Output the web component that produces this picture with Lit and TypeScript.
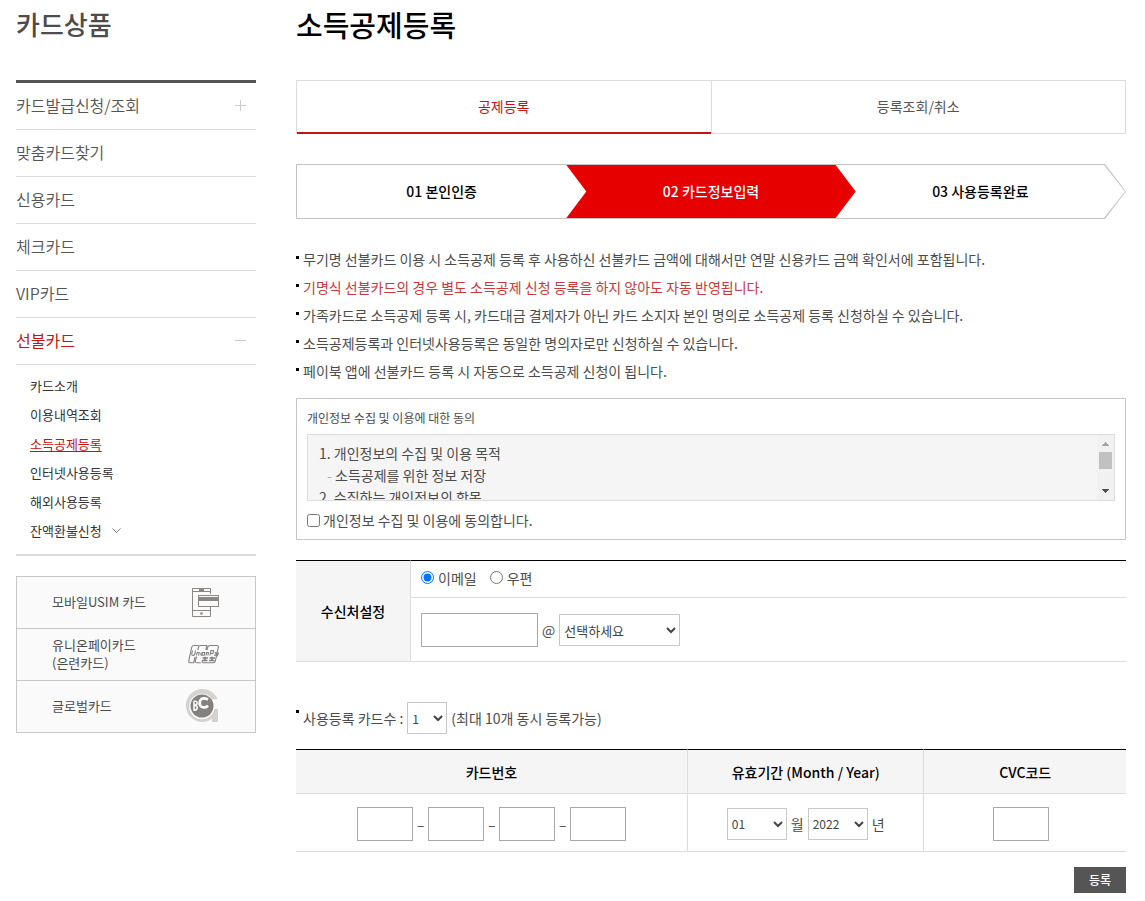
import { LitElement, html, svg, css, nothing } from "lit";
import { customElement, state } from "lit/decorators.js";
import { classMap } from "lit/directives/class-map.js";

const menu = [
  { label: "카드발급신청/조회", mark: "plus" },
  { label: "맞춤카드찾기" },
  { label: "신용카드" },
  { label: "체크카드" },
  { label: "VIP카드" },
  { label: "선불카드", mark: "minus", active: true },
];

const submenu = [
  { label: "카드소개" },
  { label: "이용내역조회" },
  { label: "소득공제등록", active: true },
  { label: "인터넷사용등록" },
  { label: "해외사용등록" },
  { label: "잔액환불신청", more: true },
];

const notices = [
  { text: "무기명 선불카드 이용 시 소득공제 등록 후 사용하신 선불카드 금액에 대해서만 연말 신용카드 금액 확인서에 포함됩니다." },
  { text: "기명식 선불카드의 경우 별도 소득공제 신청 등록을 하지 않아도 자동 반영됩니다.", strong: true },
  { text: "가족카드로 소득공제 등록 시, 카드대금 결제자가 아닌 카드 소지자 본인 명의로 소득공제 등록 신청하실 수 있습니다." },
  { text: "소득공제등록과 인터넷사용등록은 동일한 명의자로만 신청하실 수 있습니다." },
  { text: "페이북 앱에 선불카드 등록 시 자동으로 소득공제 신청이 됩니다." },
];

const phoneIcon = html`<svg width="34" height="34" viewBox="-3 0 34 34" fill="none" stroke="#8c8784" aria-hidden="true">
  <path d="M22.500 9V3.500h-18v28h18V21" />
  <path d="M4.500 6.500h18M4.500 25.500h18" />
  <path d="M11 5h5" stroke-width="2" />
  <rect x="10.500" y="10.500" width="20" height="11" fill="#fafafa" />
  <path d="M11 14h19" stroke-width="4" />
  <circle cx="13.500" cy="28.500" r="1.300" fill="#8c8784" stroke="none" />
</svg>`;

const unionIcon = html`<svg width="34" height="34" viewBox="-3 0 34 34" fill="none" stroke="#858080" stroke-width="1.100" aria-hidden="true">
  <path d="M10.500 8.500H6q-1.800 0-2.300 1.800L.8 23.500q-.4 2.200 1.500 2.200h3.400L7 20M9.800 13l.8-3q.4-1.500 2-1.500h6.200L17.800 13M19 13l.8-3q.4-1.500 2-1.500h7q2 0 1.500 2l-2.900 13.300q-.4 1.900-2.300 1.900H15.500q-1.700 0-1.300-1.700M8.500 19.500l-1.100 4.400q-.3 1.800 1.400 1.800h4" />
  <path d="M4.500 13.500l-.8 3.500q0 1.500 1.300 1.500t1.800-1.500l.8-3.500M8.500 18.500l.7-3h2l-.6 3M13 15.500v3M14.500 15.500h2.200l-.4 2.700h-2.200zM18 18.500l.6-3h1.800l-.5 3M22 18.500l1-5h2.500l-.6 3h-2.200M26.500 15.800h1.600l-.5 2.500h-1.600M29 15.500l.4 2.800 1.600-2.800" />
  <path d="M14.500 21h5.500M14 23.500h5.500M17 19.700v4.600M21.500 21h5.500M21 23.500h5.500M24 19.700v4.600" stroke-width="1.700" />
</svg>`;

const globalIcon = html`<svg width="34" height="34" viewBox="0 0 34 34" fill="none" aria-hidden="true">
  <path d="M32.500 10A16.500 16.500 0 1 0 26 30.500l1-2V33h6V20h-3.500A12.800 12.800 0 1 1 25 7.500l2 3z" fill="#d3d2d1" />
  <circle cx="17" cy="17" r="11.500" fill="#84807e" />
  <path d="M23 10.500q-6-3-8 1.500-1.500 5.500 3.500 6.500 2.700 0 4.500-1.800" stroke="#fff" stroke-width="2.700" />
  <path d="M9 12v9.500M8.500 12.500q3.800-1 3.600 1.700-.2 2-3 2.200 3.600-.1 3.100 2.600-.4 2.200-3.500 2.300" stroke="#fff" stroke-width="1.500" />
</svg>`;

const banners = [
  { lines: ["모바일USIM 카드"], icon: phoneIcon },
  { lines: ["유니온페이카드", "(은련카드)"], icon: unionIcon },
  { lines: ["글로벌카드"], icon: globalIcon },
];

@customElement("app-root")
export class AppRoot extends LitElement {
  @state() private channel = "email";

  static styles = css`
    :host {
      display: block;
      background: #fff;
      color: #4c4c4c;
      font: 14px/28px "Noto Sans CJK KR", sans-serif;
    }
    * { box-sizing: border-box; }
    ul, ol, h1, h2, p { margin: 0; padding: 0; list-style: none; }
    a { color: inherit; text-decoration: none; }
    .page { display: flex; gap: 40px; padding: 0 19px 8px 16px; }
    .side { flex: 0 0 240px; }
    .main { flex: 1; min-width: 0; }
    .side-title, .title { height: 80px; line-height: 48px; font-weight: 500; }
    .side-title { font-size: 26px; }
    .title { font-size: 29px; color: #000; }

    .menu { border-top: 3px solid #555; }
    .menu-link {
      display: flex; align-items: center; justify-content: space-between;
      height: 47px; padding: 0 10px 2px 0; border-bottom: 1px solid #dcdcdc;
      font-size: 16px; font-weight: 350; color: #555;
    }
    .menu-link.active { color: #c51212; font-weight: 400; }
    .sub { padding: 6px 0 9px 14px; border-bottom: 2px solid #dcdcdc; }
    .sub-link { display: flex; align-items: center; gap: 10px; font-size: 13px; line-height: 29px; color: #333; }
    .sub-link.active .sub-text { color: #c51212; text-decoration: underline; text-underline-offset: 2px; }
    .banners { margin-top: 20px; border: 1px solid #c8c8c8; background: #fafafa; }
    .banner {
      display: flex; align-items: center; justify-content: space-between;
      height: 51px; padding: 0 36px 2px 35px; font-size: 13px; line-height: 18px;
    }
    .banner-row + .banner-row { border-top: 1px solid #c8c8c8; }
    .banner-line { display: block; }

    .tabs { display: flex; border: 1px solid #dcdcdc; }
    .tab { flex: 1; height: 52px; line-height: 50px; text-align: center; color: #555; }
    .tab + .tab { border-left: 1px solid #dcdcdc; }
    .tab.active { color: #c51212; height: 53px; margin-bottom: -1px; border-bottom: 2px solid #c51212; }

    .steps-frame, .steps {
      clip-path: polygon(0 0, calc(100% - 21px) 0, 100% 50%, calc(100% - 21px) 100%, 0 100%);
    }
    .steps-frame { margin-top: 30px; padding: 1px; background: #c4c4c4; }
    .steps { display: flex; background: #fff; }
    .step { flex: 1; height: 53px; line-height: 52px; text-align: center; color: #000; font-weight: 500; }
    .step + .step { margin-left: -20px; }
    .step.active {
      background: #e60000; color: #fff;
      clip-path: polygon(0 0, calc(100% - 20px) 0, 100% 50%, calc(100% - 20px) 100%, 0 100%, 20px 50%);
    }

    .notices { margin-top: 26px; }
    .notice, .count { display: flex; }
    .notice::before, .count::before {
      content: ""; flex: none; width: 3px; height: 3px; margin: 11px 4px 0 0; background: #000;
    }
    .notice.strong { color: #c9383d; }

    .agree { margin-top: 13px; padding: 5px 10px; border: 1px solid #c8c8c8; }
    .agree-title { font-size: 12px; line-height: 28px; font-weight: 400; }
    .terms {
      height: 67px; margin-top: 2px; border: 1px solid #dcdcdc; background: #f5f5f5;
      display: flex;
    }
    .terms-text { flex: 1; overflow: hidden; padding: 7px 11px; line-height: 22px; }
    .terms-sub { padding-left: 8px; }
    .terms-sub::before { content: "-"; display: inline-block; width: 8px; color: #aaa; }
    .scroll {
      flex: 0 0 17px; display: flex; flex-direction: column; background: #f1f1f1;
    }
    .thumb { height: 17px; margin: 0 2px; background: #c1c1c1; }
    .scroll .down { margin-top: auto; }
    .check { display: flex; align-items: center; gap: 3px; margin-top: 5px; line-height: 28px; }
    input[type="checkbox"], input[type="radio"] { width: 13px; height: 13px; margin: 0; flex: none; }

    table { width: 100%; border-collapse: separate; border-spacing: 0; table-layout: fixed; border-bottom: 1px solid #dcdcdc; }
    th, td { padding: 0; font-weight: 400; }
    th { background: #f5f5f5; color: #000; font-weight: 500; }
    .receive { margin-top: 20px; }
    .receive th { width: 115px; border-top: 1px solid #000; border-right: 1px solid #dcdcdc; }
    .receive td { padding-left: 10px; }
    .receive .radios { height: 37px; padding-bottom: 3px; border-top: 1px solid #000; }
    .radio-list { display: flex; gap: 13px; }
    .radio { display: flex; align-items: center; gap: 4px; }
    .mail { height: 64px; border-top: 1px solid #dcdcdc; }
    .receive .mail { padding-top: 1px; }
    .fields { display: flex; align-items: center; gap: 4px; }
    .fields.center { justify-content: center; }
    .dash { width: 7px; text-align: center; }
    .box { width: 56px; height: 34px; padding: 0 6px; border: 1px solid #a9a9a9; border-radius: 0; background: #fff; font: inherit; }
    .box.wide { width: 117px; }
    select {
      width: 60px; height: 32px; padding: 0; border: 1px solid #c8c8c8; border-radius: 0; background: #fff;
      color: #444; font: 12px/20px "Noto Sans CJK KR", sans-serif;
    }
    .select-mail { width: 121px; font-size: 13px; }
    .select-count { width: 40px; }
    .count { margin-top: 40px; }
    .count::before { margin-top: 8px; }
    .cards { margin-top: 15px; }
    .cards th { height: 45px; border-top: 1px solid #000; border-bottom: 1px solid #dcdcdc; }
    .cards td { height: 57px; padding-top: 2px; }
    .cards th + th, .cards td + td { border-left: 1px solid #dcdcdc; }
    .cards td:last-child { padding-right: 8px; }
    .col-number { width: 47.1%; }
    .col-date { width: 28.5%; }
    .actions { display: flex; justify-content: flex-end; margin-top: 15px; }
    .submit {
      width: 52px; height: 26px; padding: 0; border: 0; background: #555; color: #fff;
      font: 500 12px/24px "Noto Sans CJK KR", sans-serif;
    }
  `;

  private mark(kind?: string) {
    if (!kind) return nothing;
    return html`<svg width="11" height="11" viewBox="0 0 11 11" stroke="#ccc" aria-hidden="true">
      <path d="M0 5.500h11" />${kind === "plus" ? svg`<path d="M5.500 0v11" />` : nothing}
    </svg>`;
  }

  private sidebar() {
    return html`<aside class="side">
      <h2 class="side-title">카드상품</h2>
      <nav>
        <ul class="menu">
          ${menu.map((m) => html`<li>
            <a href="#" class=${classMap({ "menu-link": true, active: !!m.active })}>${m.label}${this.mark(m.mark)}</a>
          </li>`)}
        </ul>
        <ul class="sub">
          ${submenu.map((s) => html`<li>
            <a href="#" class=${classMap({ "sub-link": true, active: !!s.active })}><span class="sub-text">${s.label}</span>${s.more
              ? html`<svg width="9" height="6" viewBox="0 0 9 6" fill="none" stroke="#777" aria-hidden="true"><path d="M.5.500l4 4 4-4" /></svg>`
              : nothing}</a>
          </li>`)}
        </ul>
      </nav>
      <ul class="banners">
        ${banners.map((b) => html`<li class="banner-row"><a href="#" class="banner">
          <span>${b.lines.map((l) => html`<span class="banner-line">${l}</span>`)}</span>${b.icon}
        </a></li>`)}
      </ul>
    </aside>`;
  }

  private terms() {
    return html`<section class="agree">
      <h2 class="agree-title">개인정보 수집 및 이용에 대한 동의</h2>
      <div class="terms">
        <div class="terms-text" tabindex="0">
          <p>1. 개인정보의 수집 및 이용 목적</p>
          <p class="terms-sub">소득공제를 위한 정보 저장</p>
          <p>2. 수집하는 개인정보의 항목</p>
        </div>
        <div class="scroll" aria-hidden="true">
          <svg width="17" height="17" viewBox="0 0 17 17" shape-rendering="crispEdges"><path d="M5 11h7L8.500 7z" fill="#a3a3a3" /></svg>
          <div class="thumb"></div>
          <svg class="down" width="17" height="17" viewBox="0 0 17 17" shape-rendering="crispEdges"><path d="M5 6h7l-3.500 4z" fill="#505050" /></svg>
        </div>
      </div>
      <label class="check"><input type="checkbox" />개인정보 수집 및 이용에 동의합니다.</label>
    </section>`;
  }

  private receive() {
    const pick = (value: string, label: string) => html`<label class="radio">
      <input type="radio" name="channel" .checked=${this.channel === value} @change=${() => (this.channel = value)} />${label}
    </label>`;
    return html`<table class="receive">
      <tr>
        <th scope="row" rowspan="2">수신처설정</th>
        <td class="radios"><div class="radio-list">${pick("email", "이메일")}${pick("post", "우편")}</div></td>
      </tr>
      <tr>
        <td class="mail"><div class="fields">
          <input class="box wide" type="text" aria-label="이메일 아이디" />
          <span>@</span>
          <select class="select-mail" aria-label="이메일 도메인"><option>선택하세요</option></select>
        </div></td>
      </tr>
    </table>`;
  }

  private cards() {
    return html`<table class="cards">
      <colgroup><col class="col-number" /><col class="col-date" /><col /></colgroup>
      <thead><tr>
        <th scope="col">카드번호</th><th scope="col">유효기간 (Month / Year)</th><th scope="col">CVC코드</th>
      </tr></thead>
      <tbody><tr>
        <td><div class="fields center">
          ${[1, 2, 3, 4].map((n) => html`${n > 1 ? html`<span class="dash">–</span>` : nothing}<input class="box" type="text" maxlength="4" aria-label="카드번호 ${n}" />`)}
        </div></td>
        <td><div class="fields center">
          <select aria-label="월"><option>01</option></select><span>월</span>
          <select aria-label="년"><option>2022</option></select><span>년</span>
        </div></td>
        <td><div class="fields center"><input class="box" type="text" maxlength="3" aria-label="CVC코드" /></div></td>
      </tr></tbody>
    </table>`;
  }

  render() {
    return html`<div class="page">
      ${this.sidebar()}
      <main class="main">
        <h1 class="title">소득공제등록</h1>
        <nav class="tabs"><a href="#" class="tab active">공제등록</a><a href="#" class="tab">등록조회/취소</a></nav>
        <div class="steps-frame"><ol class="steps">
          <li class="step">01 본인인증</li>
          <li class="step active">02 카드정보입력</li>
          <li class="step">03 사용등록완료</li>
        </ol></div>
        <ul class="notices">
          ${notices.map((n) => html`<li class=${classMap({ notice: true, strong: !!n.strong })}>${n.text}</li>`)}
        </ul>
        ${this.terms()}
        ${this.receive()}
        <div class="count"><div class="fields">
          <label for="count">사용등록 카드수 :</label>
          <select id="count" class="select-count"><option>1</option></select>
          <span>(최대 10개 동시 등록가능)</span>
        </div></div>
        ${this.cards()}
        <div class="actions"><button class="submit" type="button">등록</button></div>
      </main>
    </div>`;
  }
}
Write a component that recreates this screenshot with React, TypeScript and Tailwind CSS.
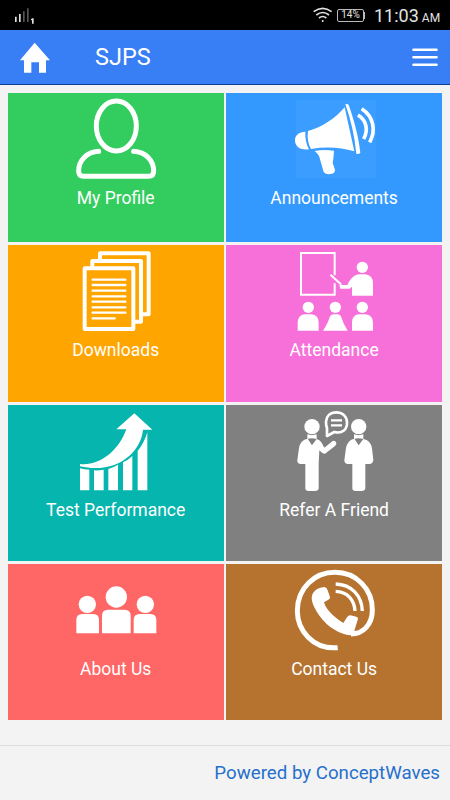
++++++++
# STATED EXERCISE
In the lines above, locate the string "with". Copy every line where it occurs.

# THE COMPLETED TASK
Output the web component that produces this picture with Lit and TypeScript.
Write a component that recreates this screenshot with React, TypeScript and Tailwind CSS.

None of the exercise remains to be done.